Daniel Roseberry tem honrado e expandido esse legado. Em sua recente coleção de alta-costura primavera-verão 2025, ele reafirma sua habilidade de transformar roupas em esculturas vivas. A coleção, inspirada no mito de Ícaro, apresenta silhuetas arquitetônicas que desafiam a lógica tradicional da costura. As asas metálicas, os volumes dramáticos e os tecidos estruturados evocam a tentativa de Ícaro de voar além do permitido, simbolizando a busca incessante pelo sublime, o que também explica a locação escolhida para o desfile, feita sob um teto que representa o céu e evoca o paraíso no Petit Palais.
O surrealismo, sempre presente sempre no DNA da Schiaparelli, não foi colocado de lado pelo olhar de Roseberry, que tem conseguido equilibrar com primor a essência da marca com o mundo e as exigências do mercado contemporâneo. Elementos como rostos esculpidos em peças tridimensionais, olhos dourados e bustos moldados em metal criam uma estética de estranhamento estrategicamente escolhida contemplando emoções e narrativas que vão além do vestir. A moda de Roseberry para Schiaparelli não se contenta em ser bela ou funcional; ela deve provocar, instigar, contar histórias e evocar reações, assim como a arte.

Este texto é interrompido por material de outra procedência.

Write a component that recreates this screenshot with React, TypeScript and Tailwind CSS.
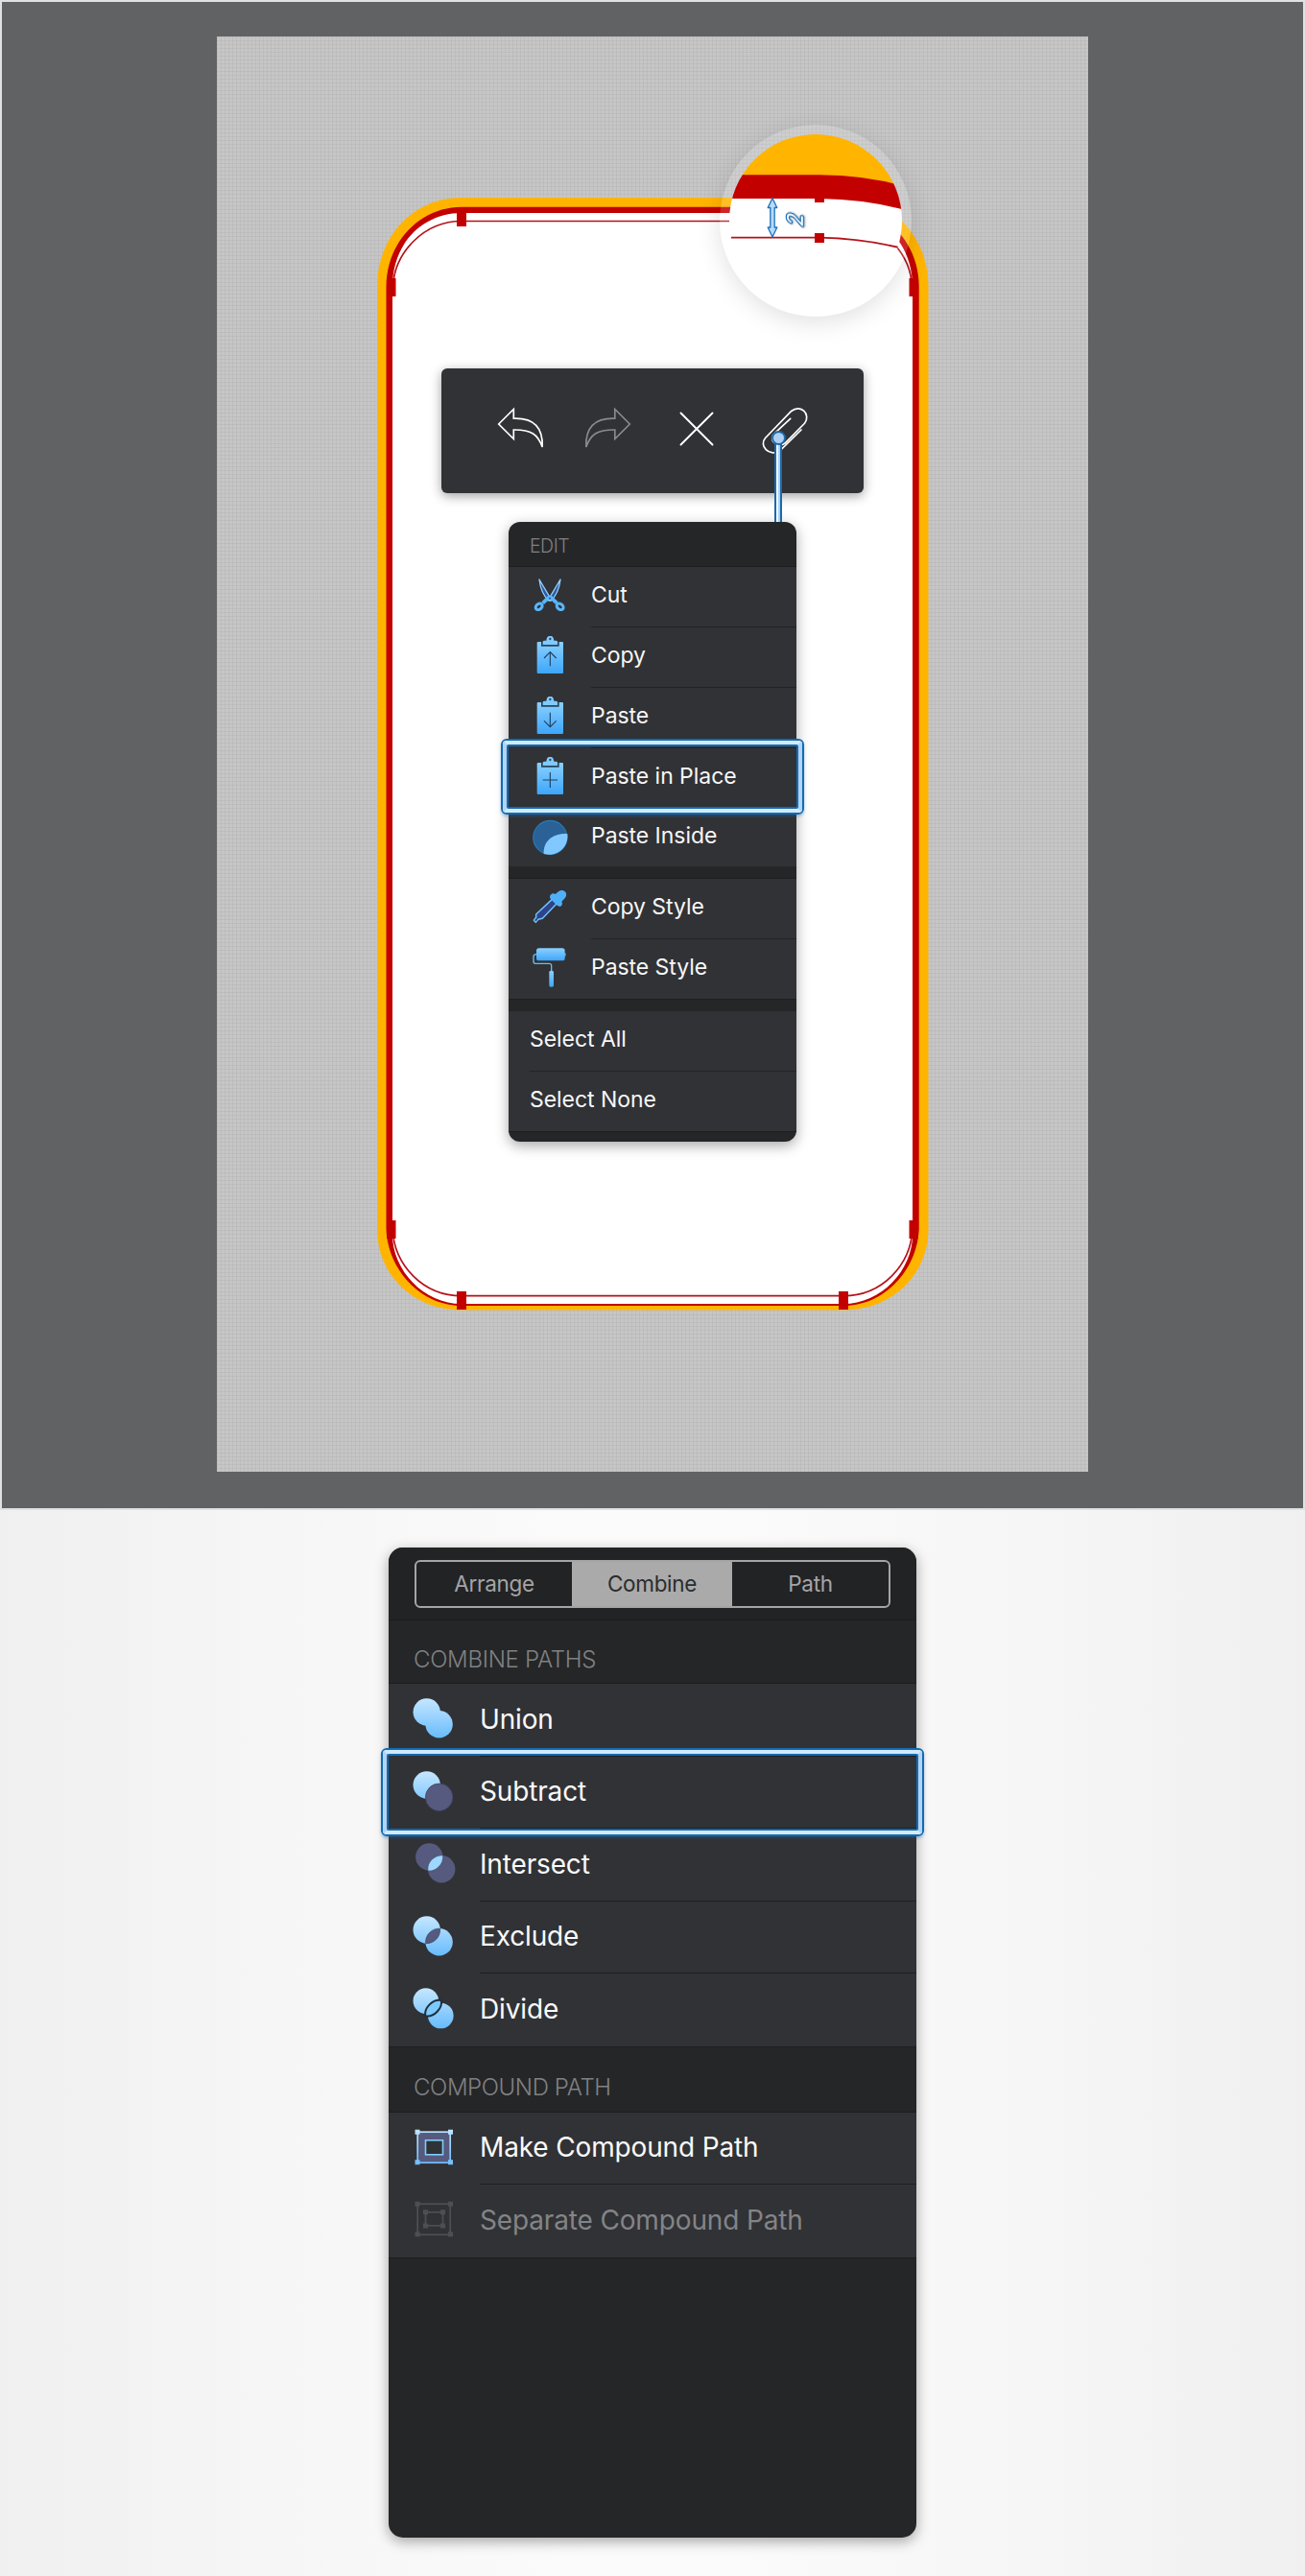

Mas é claro que o compromisso em unir arte e moda não é exclusivo dessa maison. Alexander McQueen foi um dos designers que mais elevou a moda ao status de arte, criando desfiles que pareciam performances conceituais e peças escandalosas que sozinhas construíram um espetáculo. Iris Van Herpen, por sua vez, segue esse caminho ao fundir tecnologia e técnicas artesanais para criar vestidos que parecem desafiar as leis da física. John Galliano, especialmente em sua época na Dior, trouxe para os desfiles narrativas dramáticas e roupas que mais pareciam personagens saídos de uma pintura barroca e Coperni que uniu performance, drama e curiosidade nas passarelas.
Mas, o que diferencia Daniel Roseberry é sua capacidade de reinterpretar a tradição surrealista de Elsa Schiaparelli de uma maneira moderna e acessível, sem perder a teatralidade e o impacto visual. Ele entende que a moda pode ser um meio de transcendência, um campo onde os limites da realidade podem ser desafiados e expandidos. Ao resgatar a audácia criativa de Elsa e adaptá-la aos dias atuais, Roseberry não apenas reforça a identidade da maison, mas também reforça a ideia de que moda é, sim, uma forma de arte. O trabalho de designers como ele confirma diariamente que a alta-costura pode ser mais do que um luxo para poucos; pode ser um espaço de experimentação, de drama, rejeição e de beleza, mas que sempre é magnético. Em tempos onde a moda muitas vezes se rende à simplicidade e à comercialização extrema, Roseberry recupera o respiro que relembra aos profissionais do setor o porquê de terem escolhido uma moda que honra o passado enquanto projeta um futuro onde design e a arte permanecem indissociáveis.